The Corner

Health Care

Qualifying for Euthanasia by Self-Starvation in Canada

(Mark Blinch/Reuters)

Once a society embraces euthanasia consciousness, the ways one can qualify to be killed legally by a doctor continually expands.

Case in point: An ethics opinion by College of Physicians and Surgeons of British Columbia decided that a patient — not otherwise eligible under current law for euthanasia — can become so by starving themselves into an irremediable medical condition. (Assisted-suicide ideologues push self-starvation — particularly targeting the elderly who want to die — under the acronym VSED, “voluntary stop eating and drinking.”)

Moreover, to assure that a patient will stick with VSED long enough to qualify for a lethal jab, a doctor may palliate the symptoms of starvation and dehydration to assist the patient in destroying their own vitality. Once accomplished, death becomes “foreseeable,” opening the door to what is euphemistically known as MAID in Canada, “medical assistance in dying.” (Death-advocates sure do love their acronyms!) From the Policy Options Politiques story (my emphasis):

This case put the question of whether patients can, by declining treatment or stopping eating and drinking, make themselves meet the criteria for a “grievous and irremediable medical condition,” squarely before the CPSBC. Can it be ensured that patients’ condition is incurable and their decline is advanced by refusing potentially effective treatment? Can patients make their death reasonably foreseeable by stopping eating and drinking? Can they access MAiD by voluntarily stopping eating and drinking?
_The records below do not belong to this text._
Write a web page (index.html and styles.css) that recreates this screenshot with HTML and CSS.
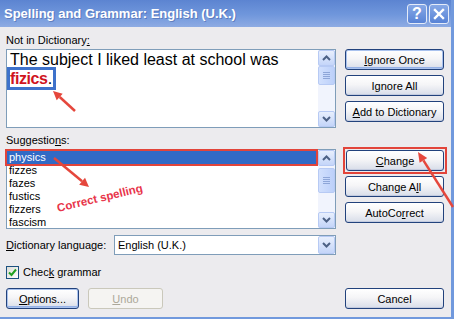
FILE: index.html
```html
<!DOCTYPE html>
<html lang="en">
<head>
  <meta charset="UTF-8" />
  <title>Spelling and Grammar: English (U.K.)</title>
  <link rel="stylesheet" href="styles.css">
</head>
<body>

  <div class="dialog">
    <div class="titlebar">
      <span class="title">Spelling and Grammar: English (U.K.)</span>
      <div class="title-buttons">
        <span class="tbtn help">?</span>
        <span class="tbtn">
          <svg width="12" height="12" viewBox="0 0 12 12"><path d="M2 2 L10 10 M10 2 L2 10" stroke="#fff" stroke-width="2.4" stroke-linecap="square"/></svg>
        </span>
      </div>
    </div>

    <div class="content">
      <div class="left">
        <div class="field-label">Not in Dictionary<u>:</u></div>
        <div class="textbox">
          <div class="sentence">The subject I liked least at school was<br><span class="bad-word"><span class="red">fizics</span>.</span></div>
          <div class="scrollbar">
            <div class="sb-btn"><svg width="9" height="6" viewBox="0 0 9 6"><path d="M1 5 L4.5 1.5 L8 5" stroke="#4d6185" stroke-width="2" fill="none"/></svg></div>
            <div class="sb-thumb small"><span class="grip"></span></div>
            <div class="sb-track"></div>
            <div class="sb-btn"><svg width="9" height="6" viewBox="0 0 9 6"><path d="M1 1 L4.5 4.5 L8 1" stroke="#4d6185" stroke-width="2" fill="none"/></svg></div>
          </div>
        </div>

        <div class="field-label second">Suggestio<u>n</u>s:</div>
        <div class="listbox">
          <ul class="list">
            <li class="selected">physics</li>
            <li>fizzes</li>
            <li>fazes</li>
            <li>fustics</li>
            <li>fizzers</li>
            <li>fascism</li>
          </ul>
          <div class="scrollbar">
            <div class="sb-btn"><svg width="9" height="6" viewBox="0 0 9 6"><path d="M1 5 L4.5 1.5 L8 5" stroke="#4d6185" stroke-width="2" fill="none"/></svg></div>
            <div class="sb-thumb"><span class="grip"></span></div>
            <div class="sb-track"></div>
            <div class="sb-btn"><svg width="9" height="6" viewBox="0 0 9 6"><path d="M1 1 L4.5 4.5 L8 1" stroke="#4d6185" stroke-width="2" fill="none"/></svg></div>
          </div>
        </div>

        <div class="dict-row">
          <span class="dict-label"><u>D</u>ictionary language:</span>
          <div class="combo">
            <span class="combo-value">English (U.K.)</span>
            <div class="sb-btn combo-btn"><svg width="9" height="6" viewBox="0 0 9 6"><path d="M1 1 L4.5 4.5 L8 1" stroke="#4d6185" stroke-width="2" fill="none"/></svg></div>
          </div>
        </div>

        <div class="check-row">
          <span class="checkbox"><svg width="11" height="11" viewBox="0 0 11 11"><path d="M2 5.5 L4.5 8 L9 2.5" stroke="#21a121" stroke-width="2" fill="none"/></svg></span>
          <span>Chec<u>k</u> grammar</span>
        </div>

        <div class="footer">
          <button class="btn default options"><u>O</u>ptions...</button>
          <button class="btn disabled undo"><u>U</u>ndo</button>
        </div>
      </div>

      <div class="right">
        <button class="btn default"><u>I</u>gnore Once</button>
        <button class="btn">I<u>g</u>nore All</button>
        <button class="btn"><u>A</u>dd to Dictionary</button>
        <div class="marked">
          <button class="btn"><u>C</u>hange</button>
        </div>
        <button class="btn">Change A<u>l</u>l</button>
        <button class="btn">AutoCo<u>r</u>rect</button>
        <button class="btn cancel">Cancel</button>
      </div>
    </div>

    <!-- annotations drawn over the dialog -->
    <svg class="arrows" width="454" height="319" viewBox="0 0 454 319">
      <g stroke="#e5473c" stroke-width="2.5" fill="#e5473c">
        <line x1="75" y1="111" x2="59.7" y2="97"/>
        <polygon points="53,91 62.7,93.7 56.7,100.3" stroke="none"/>
        <line x1="54" y1="158" x2="82.1" y2="181.3"/>
        <polygon points="89,187 79.2,184.8 85,177.8" stroke="none"/>
        <line x1="453" y1="207" x2="423.4" y2="160.4"/>
        <polygon points="418,152 427.2,158 419.6,162.8" stroke="none"/>
      </g>
    </svg>
    <span class="note">Correct spelling</span>
  </div>

</body>
</html>
```

FILE: styles.css
```css
* {
  box-sizing: border-box;
}

body {
  margin: 0;
  font-family: "Liberation Sans", Arial, sans-serif;
  font-size: 11px;
  color: #000;
  background: #ecebee;
}

u {
  text-decoration: underline;
}

.dialog {
  position: relative;
  width: 454px;
  height: 319px;
  background: #ecebee;
  border-right: 3px solid #7199dd;
  border-bottom: 2px solid #7199dd;
  display: flex;
  flex-direction: column;
}

.titlebar {
  height: 27px;
  flex: none;
  display: flex;
  align-items: center;
  justify-content: space-between;
  padding: 0 2px 0 4px;
  background: linear-gradient(#5c84d1, #7097dc 55%, #8eabe3);
}

.title {
  color: #fff;
  font-size: 13px;
  font-weight: bold;
  text-shadow: 1px 1px 0 rgba(20, 40, 110, 0.3);
}

.title-buttons {
  display: flex;
  gap: 2px;
}

.tbtn {
  width: 20px;
  height: 20px;
  border: 1px solid #e4ebf8;
  border-radius: 3px;
  background: linear-gradient(#86a8e6, #5883d6);
  color: #fff;
  display: flex;
  align-items: center;
  justify-content: center;
}

.tbtn.help {
  font-size: 16px;
  font-weight: bold;
}

.content {
  flex: 1;
  display: flex;
  gap: 9px;
  padding: 6px 7px 8px 6px;
}

.left {
  width: 330px;
  display: flex;
  flex-direction: column;
}

.field-label {
  line-height: 14px;
}

.field-label.second {
  margin-top: 5px;
}

.textbox {
  margin-top: 2px;
  height: 79px;
  border: 1px solid #7f9db9;
  background: #fff;
  display: flex;
}

.sentence {
  flex: 1;
  padding: 0 3px;
  font-size: 16px;
  line-height: 19px;
}

.bad-word {
  border: 3px solid #3e72cb;
  padding: 0 1px 0 0;
  margin-left: -3px;
}

.red {
  color: #d0141e;
  font-weight: bold;
  letter-spacing: -0.4px;
}

.scrollbar {
  width: 17px;
  flex: none;
  display: flex;
  flex-direction: column;
  background: #f1f4fd;
}

.sb-btn {
  height: 16px;
  flex: none;
  border: 1px solid #b7caf4;
  border-radius: 2px;
  background: linear-gradient(#e8effd, #c4d5f9);
  display: flex;
  align-items: center;
  justify-content: center;
}

.sb-thumb {
  height: 25px;
  margin-top: 2px;
  border: 1px solid #b7caf4;
  border-radius: 2px;
  background: linear-gradient(90deg, #d2e0fd, #bcd0fa);
  display: flex;
  align-items: center;
  justify-content: center;
}

.sb-thumb.small {
  height: 19px;
  margin-top: 0;
}

.grip {
  width: 7px;
  height: 7px;
  background: repeating-linear-gradient(#8ea6d8 0 1px, transparent 1px 2px);
}

.sb-track {
  flex: 1;
}

.listbox {
  margin-top: 2px;
  height: 80px;
  border: 1px solid #7f9db9;
  background: #fff;
  display: flex;
}

.list {
  flex: 1;
  list-style: none;
  margin: 0;
  padding: 1px 2px 0 0;
  line-height: 13px;
}

.list li {
  padding-left: 2px;
}

.list li.selected {
  background: #316ac5;
  color: #fff;
  outline: 2px solid #e2443a;
}

.dict-row {
  margin-top: 6px;
  height: 20px;
  display: flex;
  align-items: center;
}

.dict-label {
  flex: 1;
}

.combo {
  width: 222px;
  height: 20px;
  border: 1px solid #7f9db9;
  background: #fff;
  display: flex;
}

.combo-value {
  flex: 1;
  padding-left: 3px;
  line-height: 18px;
}

.combo-btn {
  width: 17px;
  height: 18px;
}

.check-row {
  margin-top: 10px;
  line-height: 14px;
  display: flex;
  align-items: center;
  gap: 4px;
}

.checkbox {
  width: 13px;
  height: 13px;
  border: 1px solid #1c5180;
  background: linear-gradient(135deg, #dcdcd7, #fff);
  display: flex;
  align-items: center;
  justify-content: center;
}

.footer {
  margin-top: auto;
  display: flex;
  gap: 9px;
}

.right {
  width: 99px;
  display: flex;
  flex-direction: column;
  gap: 5px;
  padding-top: 16px;
}

.btn {
  height: 21px;
  flex: none;
  padding: 0;
  font: inherit;
  color: #000;
  border: 1px solid #22427c;
  border-radius: 3px;
  background: linear-gradient(#fff, #f5f5f7 45%, #d8dde9);
  box-shadow: inset 0 -1px 0 #c3cbdf;
}

.btn.default {
  box-shadow: inset 0 0 0 1px #a9c2ee, inset 0 -2px 0 #95b1e6;
}

.btn.options {
  width: 73px;
}

.btn.undo {
  width: 75px;
}

.btn.disabled {
  color: #aca899;
  border-color: #cac8bb;
  background: #f5f4f2;
  box-shadow: none;
}

.marked {
  margin: 20px -3px -3px -2px;
  padding: 1px;
  border: 2px solid #e2443a;
  display: flex;
  flex-direction: column;
}

.btn.cancel {
  margin-top: auto;
}

.arrows {
  position: absolute;
  left: 0;
  top: 0;
  pointer-events: none;
}

.note {
  position: absolute;
  left: 56px;
  top: 192px;
  width: 86px;
  color: #e8354a;
  font-size: 11.5px;
  font-weight: bold;
  white-space: nowrap;
  transform: rotate(-13.5deg);
}
```
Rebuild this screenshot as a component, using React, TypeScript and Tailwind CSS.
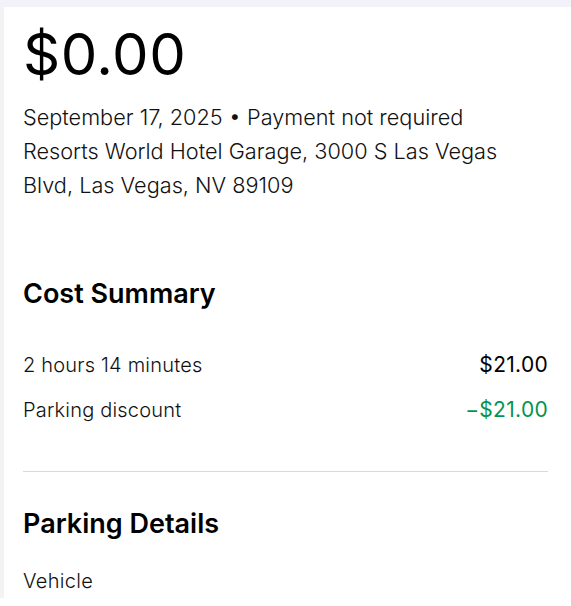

On February 13, 2018, an inquiry committee for the CPSBC answered these questions with an unequivocal yes. The committee agreed that patients, even those seeking MAiD, have a right to refuse even potentially effective treatment and to refuse to eat and drink. Ms. S. met the criteria for MAiD “despite the fact that her refusal of medical treatment, food, and water undoubtedly hastened her death and contributed to its ‘reasonable foreseeability.’”

Canada has embraced a positive “right to die.” Once that Rubicon is crossed, the “protective guidelines” euthanasia advocates promise will protect the vulnerable are — presto chango — redefined as “obstacles” impeding access to a “good death” that a compassionate society must overcome.

Of course, VSED as the means to qualify for euthanasia is just a way station toward expanding eligibility standards overall. As the article points out, forcing patients who to starve themselves to qualify for the lethal jab will soon be viewed as “cruel.” At that point, the VSED part will be dropped so that the currently ineligible patient can be MAIDed (if you will) without the messy preliminaries.

Lest you think such an enabling will never happen here, an Oregon death bureaucrat opined recently that patients with treatable diabetes can qualify for assisted suicide simply by ceasing their insulin injections. Presto-chango, they become terminally ill and eligible for a lethal prescription!

And that, my friends, is how euthanasia advances from a supposedly rarely available “safety valve” when nothing but killing will relieve suffering, into essentially a right to death-on-demand for the physically sick, disabled, elderly “tired of life,” and mentally ill.

For those with eyes to see, let them see.